Scan the records for the string "that"; copy each line where it occurs.

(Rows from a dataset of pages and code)

══════════

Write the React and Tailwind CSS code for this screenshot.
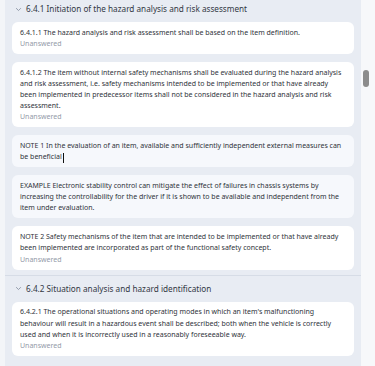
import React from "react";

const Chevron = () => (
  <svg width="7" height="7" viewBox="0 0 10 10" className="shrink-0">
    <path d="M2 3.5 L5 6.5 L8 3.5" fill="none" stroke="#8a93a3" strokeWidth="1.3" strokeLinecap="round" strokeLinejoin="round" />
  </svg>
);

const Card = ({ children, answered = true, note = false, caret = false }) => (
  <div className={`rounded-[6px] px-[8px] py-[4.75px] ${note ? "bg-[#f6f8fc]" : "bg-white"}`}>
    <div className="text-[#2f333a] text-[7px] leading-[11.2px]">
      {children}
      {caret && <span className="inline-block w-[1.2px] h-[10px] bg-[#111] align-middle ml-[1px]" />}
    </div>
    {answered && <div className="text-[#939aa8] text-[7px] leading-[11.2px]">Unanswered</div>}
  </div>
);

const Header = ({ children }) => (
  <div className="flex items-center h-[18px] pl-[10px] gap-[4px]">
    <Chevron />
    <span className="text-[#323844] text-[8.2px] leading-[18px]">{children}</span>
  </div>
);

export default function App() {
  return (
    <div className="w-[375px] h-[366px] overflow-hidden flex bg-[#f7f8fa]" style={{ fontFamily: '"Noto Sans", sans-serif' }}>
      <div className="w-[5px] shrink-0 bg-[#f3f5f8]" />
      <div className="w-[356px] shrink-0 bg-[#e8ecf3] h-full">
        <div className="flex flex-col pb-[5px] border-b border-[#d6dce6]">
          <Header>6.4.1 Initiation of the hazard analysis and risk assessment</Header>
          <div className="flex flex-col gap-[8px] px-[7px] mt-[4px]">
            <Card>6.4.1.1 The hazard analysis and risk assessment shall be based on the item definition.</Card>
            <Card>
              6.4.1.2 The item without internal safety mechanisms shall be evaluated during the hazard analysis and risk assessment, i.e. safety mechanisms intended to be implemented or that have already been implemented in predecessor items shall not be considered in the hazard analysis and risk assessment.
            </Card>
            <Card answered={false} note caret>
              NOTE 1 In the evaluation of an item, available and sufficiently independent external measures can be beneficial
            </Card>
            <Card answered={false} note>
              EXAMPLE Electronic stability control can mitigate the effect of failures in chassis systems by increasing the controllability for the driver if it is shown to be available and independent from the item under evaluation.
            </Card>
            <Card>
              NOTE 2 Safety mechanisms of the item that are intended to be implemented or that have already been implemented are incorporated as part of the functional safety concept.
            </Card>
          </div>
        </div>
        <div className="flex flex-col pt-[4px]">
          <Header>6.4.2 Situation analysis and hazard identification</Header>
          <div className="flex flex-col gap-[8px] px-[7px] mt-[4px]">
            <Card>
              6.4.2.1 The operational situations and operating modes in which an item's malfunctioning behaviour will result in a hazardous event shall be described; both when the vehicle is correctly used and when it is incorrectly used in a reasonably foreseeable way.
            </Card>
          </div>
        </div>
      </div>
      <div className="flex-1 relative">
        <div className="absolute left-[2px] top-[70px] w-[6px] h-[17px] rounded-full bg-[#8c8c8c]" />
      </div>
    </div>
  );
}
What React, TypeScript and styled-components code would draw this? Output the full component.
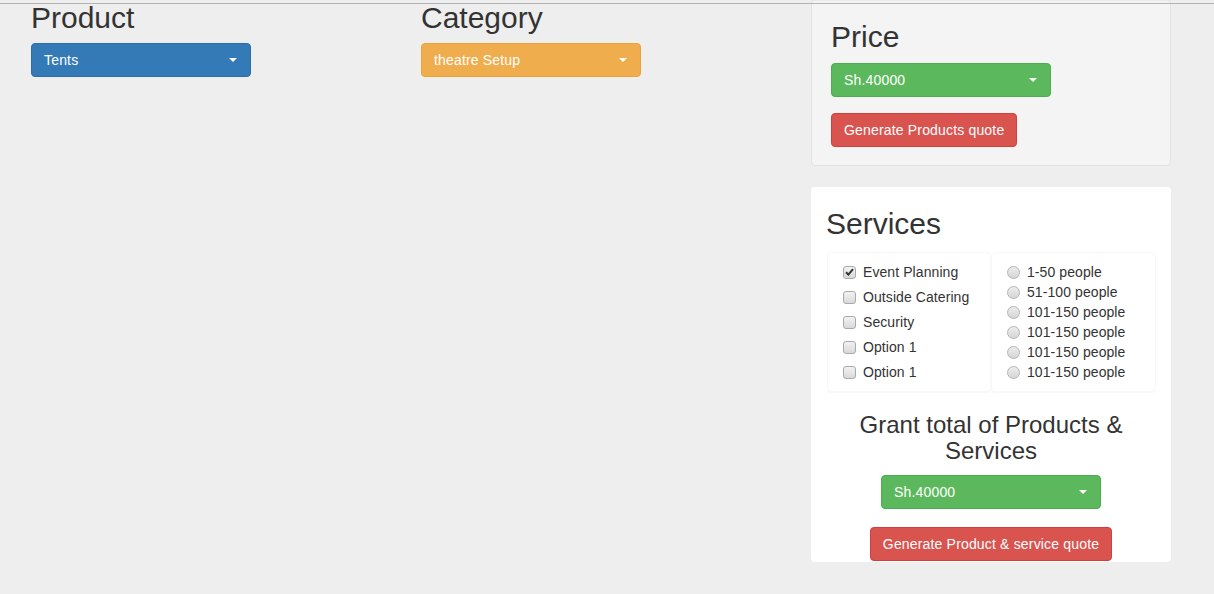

══════════

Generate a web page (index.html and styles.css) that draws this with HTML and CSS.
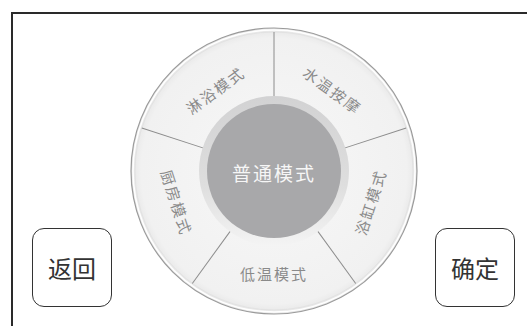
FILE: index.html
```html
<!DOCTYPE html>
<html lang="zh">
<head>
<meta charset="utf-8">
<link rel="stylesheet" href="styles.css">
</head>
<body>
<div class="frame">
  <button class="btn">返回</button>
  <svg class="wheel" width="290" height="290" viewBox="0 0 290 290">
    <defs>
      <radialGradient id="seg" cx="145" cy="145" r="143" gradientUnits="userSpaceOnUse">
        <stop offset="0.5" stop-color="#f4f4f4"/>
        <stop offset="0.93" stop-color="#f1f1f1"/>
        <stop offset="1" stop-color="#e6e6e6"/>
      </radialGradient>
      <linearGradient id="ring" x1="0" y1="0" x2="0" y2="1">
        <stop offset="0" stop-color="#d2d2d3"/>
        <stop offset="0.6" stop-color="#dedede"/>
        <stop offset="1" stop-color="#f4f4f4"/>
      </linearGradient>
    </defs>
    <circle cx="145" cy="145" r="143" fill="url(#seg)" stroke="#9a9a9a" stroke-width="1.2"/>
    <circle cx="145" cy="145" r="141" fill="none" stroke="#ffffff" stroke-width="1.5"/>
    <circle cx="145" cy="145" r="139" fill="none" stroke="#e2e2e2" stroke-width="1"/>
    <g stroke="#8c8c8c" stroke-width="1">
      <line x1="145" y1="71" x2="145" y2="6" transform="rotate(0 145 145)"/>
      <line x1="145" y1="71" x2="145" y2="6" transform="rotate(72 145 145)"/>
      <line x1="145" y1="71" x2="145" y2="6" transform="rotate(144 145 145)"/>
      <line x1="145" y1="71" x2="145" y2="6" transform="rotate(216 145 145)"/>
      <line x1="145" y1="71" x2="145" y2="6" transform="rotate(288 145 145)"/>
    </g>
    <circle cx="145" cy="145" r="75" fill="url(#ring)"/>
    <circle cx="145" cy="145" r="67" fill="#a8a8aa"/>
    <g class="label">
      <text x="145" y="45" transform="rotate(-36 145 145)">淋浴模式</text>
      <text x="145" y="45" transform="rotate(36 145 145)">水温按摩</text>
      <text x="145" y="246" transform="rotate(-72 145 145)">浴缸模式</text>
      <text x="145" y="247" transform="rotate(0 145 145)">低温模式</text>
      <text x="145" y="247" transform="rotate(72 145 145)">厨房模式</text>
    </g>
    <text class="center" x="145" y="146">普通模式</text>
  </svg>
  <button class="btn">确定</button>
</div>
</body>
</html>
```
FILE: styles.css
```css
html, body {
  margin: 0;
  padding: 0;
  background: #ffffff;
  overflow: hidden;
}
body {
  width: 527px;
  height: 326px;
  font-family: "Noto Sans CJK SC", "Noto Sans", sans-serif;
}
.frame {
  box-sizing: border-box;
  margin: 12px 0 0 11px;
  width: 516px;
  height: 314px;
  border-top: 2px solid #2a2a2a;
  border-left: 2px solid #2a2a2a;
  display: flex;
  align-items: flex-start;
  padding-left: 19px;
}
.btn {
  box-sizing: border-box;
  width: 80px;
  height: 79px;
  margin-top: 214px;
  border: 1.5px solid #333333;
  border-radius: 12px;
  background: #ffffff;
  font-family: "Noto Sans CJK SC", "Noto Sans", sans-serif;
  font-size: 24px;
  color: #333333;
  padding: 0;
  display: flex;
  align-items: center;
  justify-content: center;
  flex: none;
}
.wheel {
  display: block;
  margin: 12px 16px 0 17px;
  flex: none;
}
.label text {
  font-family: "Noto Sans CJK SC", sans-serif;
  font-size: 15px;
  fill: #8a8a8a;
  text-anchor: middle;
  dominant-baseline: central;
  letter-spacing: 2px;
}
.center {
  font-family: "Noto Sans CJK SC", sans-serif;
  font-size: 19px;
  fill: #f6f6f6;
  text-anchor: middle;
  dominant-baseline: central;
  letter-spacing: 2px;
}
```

══════════

* Solution to this task *
              6.4.1.2 The item without internal safety mechanisms shall be evaluated during the hazard analysis and risk assessment, i.e. safety mechanisms intended to be implemented or that have already been implemented in predecessor items shall not be considered in the hazard analysis and risk assessment.
              NOTE 2 Safety mechanisms of the item that are intended to be implemented or that have already been implemented are incorporated as part of the functional safety concept.
Generate a web page (index.html and styles.css) that draws this with HTML and CSS.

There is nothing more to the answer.